Marco Fortis si pone una domanda e si da una risposta: «Che crescita servirebbe se dal 2013 in avanti volessimo ridurre il rapporto debito/Pil? A debito fermo, per ridurre tale rapporto ai livelli odierni di Germania e Francia, cioè circa all’85%, sarebbe necessario un salto del Pil di valore nominale di ben 650 miliardi rispetto ai livelli del 2013. Un obbiettivo che riusciremmo a raggiungere solo nel 2019 persino nell’ipotesi che l’incremento nominale del Pil possa essere dal 2013 in poi del 5,5%: una crescita ambiziosa reale del 3% che oggi non è alla portata di nessuno nel mondo avanzato!» [Il Sole 24 ore del 24 agosto 2011]

Insomma nemmeno una improbabile crescita economica sarebbe sufficiente per abbattere il rapporto debito/Pil, e quindi per mettere al riparo l’Italia da attacchi devastanti della finanza predatoria mondiale. Dal che si deve necessariamente dedurre che anche ove i saldi restassero davvero invariati, le due manovre estive, malgrado i tagli draconiani alla spesa e l’assalto alle condizioni di vita delle masse popolari,  non eviteranno al paese il rischio di una catastrofe.

Avevamo detto, in un articolo dei primi di agosto che, gira che ti rigira, ci sarebbe voluta una patrimoniale di 200/300 miliardi. Qualcuno ci prese per matto. In verità era una stima per difetto. «Per abbattere il rapporto deficit/Pil italiano ai livelli francese o tedesco bisognerebbe applicare un prelievo di circa 650 miliardi alla ricchezza degli italiani (nell’ipotesi che tale tassa gravi sul 25% delle famiglie più abbienti, si tratterebbe di un prelievo medio di ben 135mila euro a famiglia» [Marco Fortis, Ibidem]

V’è infine un ultimo, “piccolo” particolare. E’ evidente che questa terapia shock, più che per salvare l’Italia, è concepita per salvare l’euro. E chi può escludere, proprio come dice Greenspan, che l’euro non collassi comunque? Magari a causa della bancarotta di qualche altro paese?  Perché è un assurdo monetario che non può reggere alla crisi sistemica?

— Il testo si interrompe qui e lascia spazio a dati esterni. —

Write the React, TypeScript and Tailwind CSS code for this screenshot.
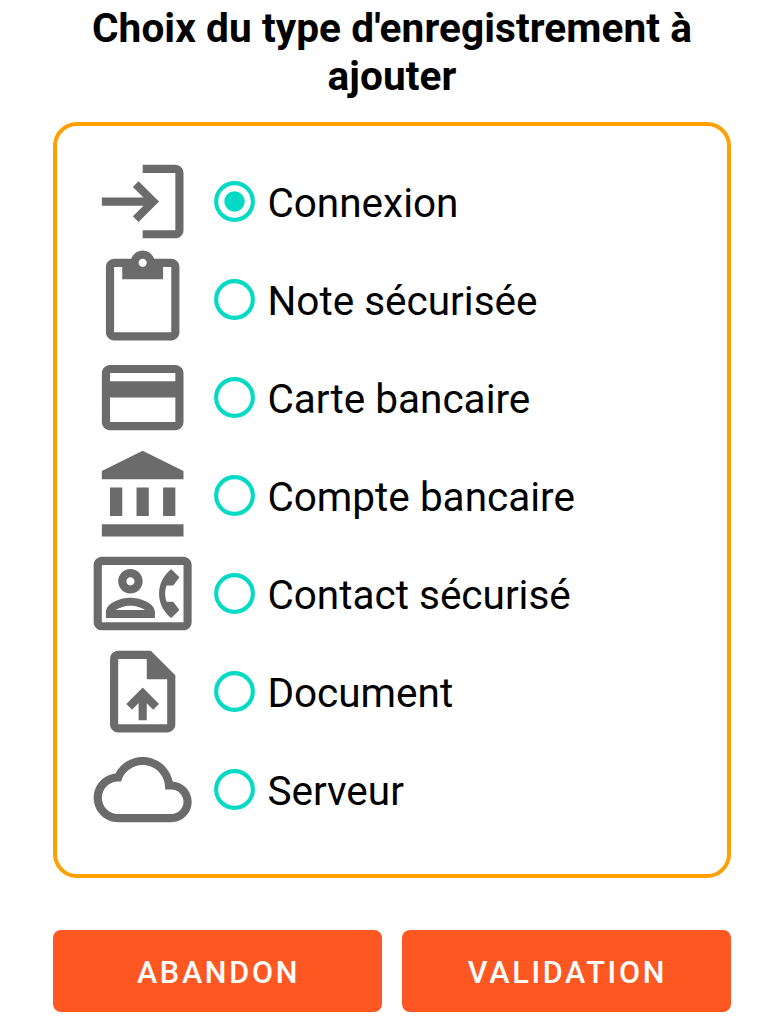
import React, { useState } from 'react';

interface RecordType {
    id: string;
    label: string;
    path: string;
}

const recordTypes: RecordType[] = [
    {
        id: 'login',
        label: 'Connexion',
        path: 'M11 7 9.6 8.4l2.6 2.6H2v2h10.2l-2.6 2.6L11 17l5-5-5-5zm9 12h-8v2h8c1.1 0 2-.9 2-2V5c0-1.1-.9-2-2-2h-8v2h8v14z',
    },
    {
        id: 'note',
        label: 'Note sécurisée',
        path: 'M19 2h-4.18C14.4.84 13.3 0 12 0c-1.3 0-2.4.84-2.82 2H5c-1.1 0-2 .9-2 2v16c0 1.1.9 2 2 2h14c1.1 0 2-.9 2-2V4c0-1.1-.9-2-2-2zm-7 0c.55 0 1 .45 1 1s-.45 1-1 1-1-.45-1-1 .45-1 1-1zm7 18H5V4h2v3h10V4h2v16z',
    },
    {
        id: 'card',
        label: 'Carte bancaire',
        path: 'M20 4H4c-1.11 0-1.99.89-1.99 2L2 18c0 1.11.89 2 2 2h16c1.11 0 2-.89 2-2V6c0-1.11-.89-2-2-2zm0 14H4v-6h16v6zm0-10H4V6h16v2z',
    },
    {
        id: 'bank',
        label: 'Compte bancaire',
        path: 'M4 10v7h3v-7H4zm6.5 0v7h3v-7h-3zM2 22h20v-3H2v3zm15-12v7h3v-7h-3zM12 1 2 6v2h20V6L12 1z',
    },
    {
        id: 'contact',
        label: 'Contact sécurisé',
        path: 'M22 3H2C.9 3 0 3.9 0 5v14c0 1.1.9 2 2 2h20c1.1 0 1.99-.9 1.99-2L24 5c0-1.1-.9-2-2-2zm0 16H2V5h20v14zm-2.99-1.01L21 16l-1.51-2h-1.64c-.22-.63-.35-1.3-.35-2s.13-1.37.35-2h1.64L21 8l-1.99-1.99c-1.31.98-2.28 2.37-2.73 3.99-.18.64-.28 1.31-.28 2s.1 1.36.28 2c.45 1.61 1.42 3.01 2.73 3.99zM9 12c1.65 0 3-1.35 3-3s-1.35-3-3-3-3 1.35-3 3 1.35 3 3 3zm0-4c.55 0 1 .45 1 1s-.45 1-1 1-1-.45-1-1 .45-1 1-1zm6 8.59c0-2.5-3.97-3.58-6-3.58s-6 1.08-6 3.58V18h12v-1.41zM5.48 16c.74-.5 2.22-1 3.52-1s2.77.49 3.52 1H5.48z',
    },
    {
        id: 'document',
        label: 'Document',
        path: 'M14 2H6c-1.1 0-1.99.9-1.99 2L4 20c0 1.1.89 2 1.99 2H18c1.1 0 2-.9 2-2V8l-6-6zm4 18H6V4h7v5h5v11zM8 15.01l1.41 1.41L11 14.84V19h2v-4.16l1.59 1.59L16 15.01 12.01 11z',
    },
    {
        id: 'server',
        label: 'Serveur',
        path: 'M19.35 10.04C18.67 6.59 15.64 4 12 4 9.11 4 6.61 5.64 5.36 8.04 2.35 8.36 0 10.9 0 14c0 3.31 2.69 6 6 6h13c2.76 0 5-2.24 5-5 0-2.64-2.05-4.78-4.65-4.96zM19 18H6c-2.21 0-4-1.79-4-4s1.79-4 4-4h.71C7.37 7.69 9.48 6 12 6c3.04 0 5.5 2.46 5.5 5.5v.5H19c1.66 0 3 1.34 3 3s-1.34 3-3 3z',
    },
];

const RadioMark: React.FC<{ checked: boolean }> = ({ checked }) => (
    <svg viewBox="0 0 24 24" className="ml-[18px] size-[49px] shrink-0">
        <circle cx="12" cy="12" r="9" fill="none" stroke="#03dac5" strokeWidth="2" />
        {checked && <circle cx="12" cy="12" r="5" fill="#03dac5" />}
    </svg>
);

const App: React.FC = () => {
    const [selected, setSelected] = useState('login');

    return (
        <div className="flex h-screen flex-col overflow-hidden bg-white px-[53px] pt-1 font-['Roboto',sans-serif] text-black">
            <h1 className="text-center text-[40.6px] leading-[48px] font-bold tracking-[0.07px]">
                Choix du type d'enregistrement à ajouter
            </h1>

            {/* Record types */}
            <div role="radiogroup" className="mt-[22px] h-[756px] rounded-[24px] border-4 border-[#ffa000] pt-[26.5px] pl-[36.6px]">
                {recordTypes.map((type) => (
                    <button
                        key={type.id}
                        type="button"
                        role="radio"
                        aria-checked={selected === type.id}
                        onClick={() => setSelected(type.id)}
                        className="flex h-[98px] w-full items-center text-left"
                    >
                        <svg viewBox="0.08 0.1 24 24" className="size-[98px] shrink-0 overflow-visible" fill="#6b6b6b">
                            <path d={type.path} />
                        </svg>
                        <RadioMark checked={selected === type.id} />
                        <span className="pt-[3px] pl-[8.8px] text-[40.5px] leading-[48px]">{type.label}</span>
                    </button>
                ))}
            </div>

            {/* Actions */}
            <div className="mt-[52.3px] flex gap-5">
                <button type="button" className="h-[82px] flex-1 rounded-lg bg-[#ff5722] pt-1 pl-[2px] text-[30.6px] font-medium tracking-[2.7px] text-white">
                    ABANDON
                </button>
                <button type="button" className="h-[82px] flex-1 rounded-lg bg-[#ff5722] pt-1 pl-[2px] text-[30.6px] font-medium tracking-[2.7px] text-white">
                    VALIDATION
                </button>
            </div>
        </div>
    );
};

export default App;
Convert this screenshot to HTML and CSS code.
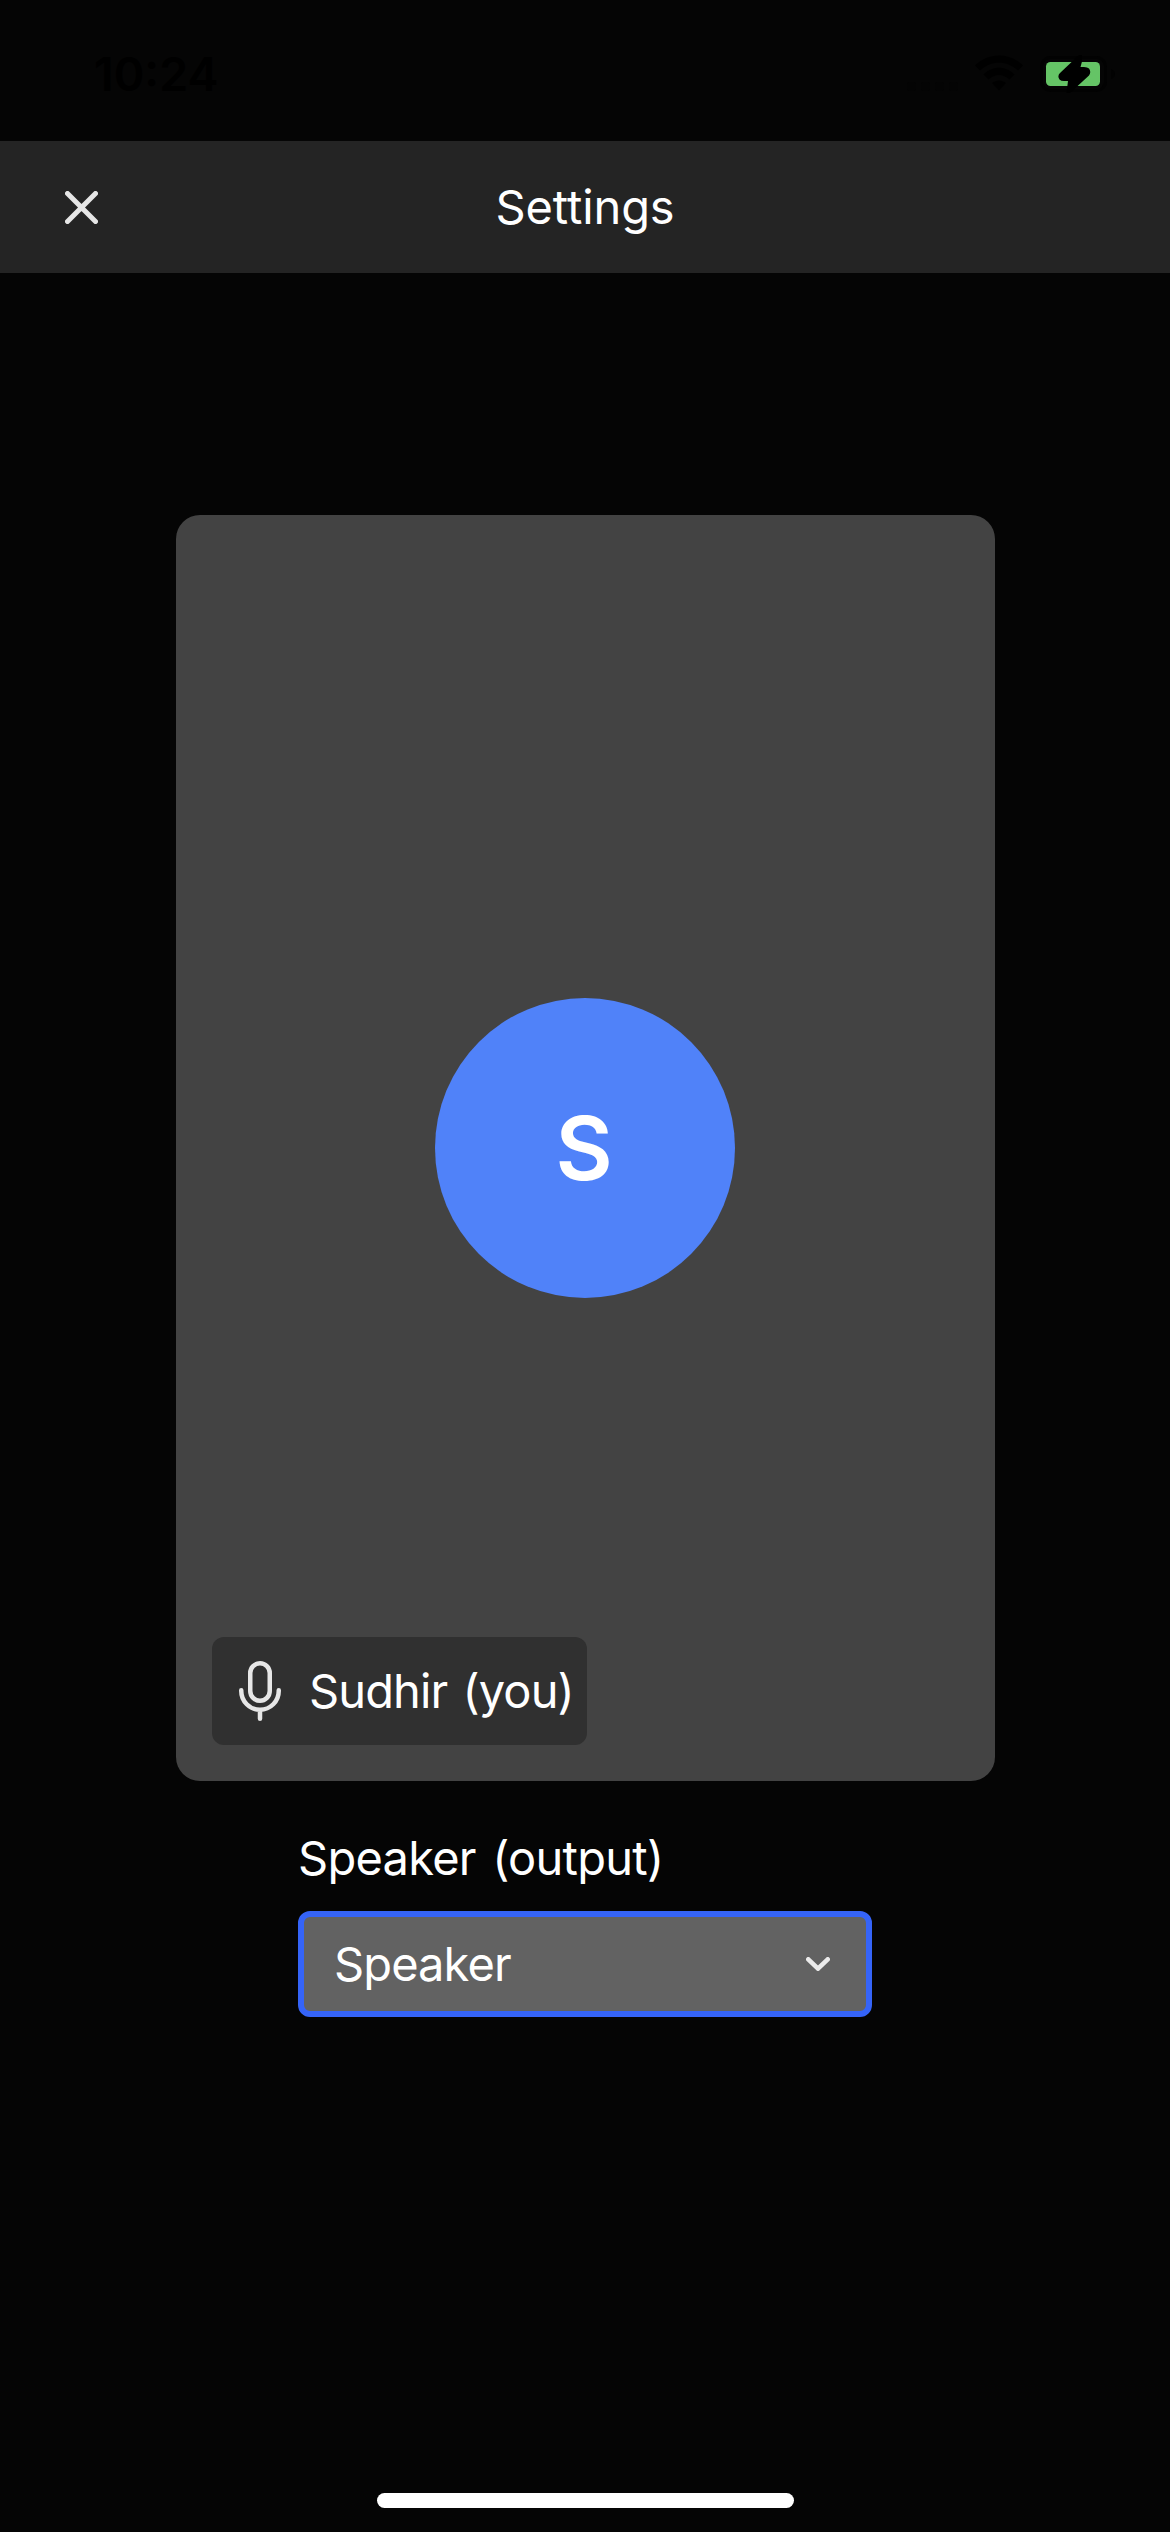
FILE: index.html
```html
<!DOCTYPE html>
<html lang="en">
<head>
<meta charset="utf-8">
<title>Settings</title>
<link rel="stylesheet" href="styles.css">
</head>
<body>
<div class="screen">
  <div class="status">
    <span class="time">10:24</span>
    <div class="indicators">
      <svg class="signal" width="52" height="9" viewBox="0 0 52 9"><rect width="9" height="9" rx="2"/><rect x="14" width="9" height="9" rx="2"/><rect x="28" width="9" height="9" rx="2"/><rect x="42" width="9" height="9" rx="2"/></svg>
      <svg class="wifi" width="48" height="36" viewBox="0 0 48 36"><path d="M0 10.500C13-3 35-3 48 10.500L43 15.500C32 5 16 5 5 15.500Z"/><path d="M8.500 19.500C17 10.500 31 10.500 39.500 19.500L34.500 24.500C28 18.500 20 18.500 13.500 24.500Z"/><path d="M17 28C21 24.500 27 24.500 31 28L24 35.500Z"/></svg>
      <svg class="battery" width="76" height="40" viewBox="0 0 76 40"><rect x="1.500" y="3.500" width="64" height="33" rx="9" fill="none" stroke="#020202" stroke-width="3"/><path d="M71 15q4 1.500 4 5t-4 5Z" fill="#020202"/><rect x="6" y="8" width="54" height="24" rx="4.500" fill="#65c466"/><path d="M39 1L20 19Q17 22 19.500 25.500Q21 27 24 27H28L26.500 39H30L49 21.500Q51.500 18 49 14.500Q47.500 13 44 13H40.500L42 7.500V1Z" fill="#000"/></svg>
    </div>
  </div>
  <header class="header">
    <svg class="close" width="33" height="33" viewBox="0 0 33 33"><path d="M2.500 2.500L30.500 30.500M30.500 2.500L2.500 30.500"/></svg>
    <h1 class="title">Settings</h1>
  </header>
  <main class="content">
    <section class="tile">
      <div class="avatar"><span class="initial">S</span></div>
      <div class="name-tag">
        <svg class="mic" width="42" height="60" viewBox="0 0 42 60"><rect x="11.250" y="2.250" width="19.500" height="37.500" rx="9.750"/><path d="M2.250 29.250V30A18.750 18.750 0 0 0 39.750 30V29.250M21 49V57.750"/></svg>
        <span class="name">Sudhir (you)</span>
      </div>
    </section>
    <section class="output">
      <div class="label"><span class="label-text">Speaker (output)</span></div>
      <div class="select">
        <span class="value">Speaker</span>
        <svg class="chevron" width="24" height="14" viewBox="0 0 24 14"><path d="M2.300 2.300L12 11.700L21.700 2.300"/></svg>
      </div>
    </section>
  </main>
  <div class="home"></div>
</div>
</body>
</html>
```
FILE: styles.css
```css
* { box-sizing: border-box; }
body { margin: 0; background: #050505; }
svg { display: block; flex: none; }
.screen {
  width: 1170px;
  height: 2532px;
  display: flex;
  flex-direction: column;
  background: #050505;
  color: #fff;
  font-family: Inter, "Liberation Sans", sans-serif;
  font-size: 47px;
  line-height: 60px;
  white-space: nowrap;
}
.status {
  height: 141px;
  padding: 44px 54px 0 94px;
  display: flex;
  justify-content: space-between;
  align-items: flex-start;
  color: #000;
}
.time { font-size: 46.5px; font-weight: 600; }
.indicators { display: flex; align-items: flex-start; }
.signal { margin: 38px 16px 0 0; fill: #040404; }
.wifi { margin: 11px 17px 0 0; }
.battery { margin-top: 10px; }
.header {
  height: 132px;
  background: #242424;
  display: grid;
  grid-template-columns: 1fr auto 1fr;
  align-items: center;
}
.close { margin-left: 65px; stroke: #e6e6e6; stroke-width: 5; stroke-linecap: round; }
.title { margin: 0; font-size: inherit; font-weight: 400; letter-spacing: -0.1px; }
.content {
  flex: 1;
  display: flex;
  flex-direction: column;
  align-items: center;
  padding-top: 242px;
}
.tile {
  width: 819px;
  height: 1266px;
  margin-left: 1px;
  border-radius: 24px;
  background: #434343;
  display: grid;
  grid-template-rows: 483px 300px 1fr;
  padding-bottom: 36px;
}
.avatar {
  grid-row: 2;
  margin-left: 259px;
  width: 300px;
  height: 300px;
  border-radius: 50%;
  background: #5082f9;
  display: flex;
  align-items: center;
  justify-content: center;
  font-size: 88px;
  font-weight: 600;
}
.initial { margin-right: 2px; }
.name-tag {
  grid-row: 3;
  align-self: end;
  margin-left: 36px;
  width: 375px;
  height: 108px;
  border-radius: 12px;
  background: #303030;
  display: flex;
  align-items: center;
  gap: 28px;
  padding-left: 27px;
}
.name { letter-spacing: -0.9px; word-spacing: 3px; }
.mic { fill: none; stroke: #e6e6e6; stroke-width: 4.500; stroke-linecap: round; }
.output { width: 574px; padding-top: 47px; }
.label { height: 83px; letter-spacing: -0.75px; word-spacing: 4px; }
.value { letter-spacing: -0.9px; }
.select {
  height: 106px;
  border: 6px solid #3564f8;
  border-radius: 12px;
  background: #626262;
  display: flex;
  align-items: center;
  justify-content: space-between;
  padding: 0 36px 0 30px;
}
.chevron { fill: none; stroke: #ebebeb; stroke-width: 4.600; stroke-linecap: round; stroke-linejoin: round; }
.home {
  align-self: center;
  width: 417px;
  height: 15px;
  margin-bottom: 24px;
  border-radius: 8px;
  background: #fff;
}
```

In effetti siamo al paradosso: gli oligarchi e i tecnocrati europei, politici italiani tutti ubbidienti, ci chiedono di sopportare una cura da cavallo, che non solo rischia di ammazzare il cavallo italiano, ma che si potrebbe rivelare del tutto vana a livello macro, poiché l’euro è comunque condannato a  morte. Dissanguarsi per tenere in vita l’euro non è solo ingiusto, è del tutto irrazionale.

Chi ha orecchie per intendere intenda!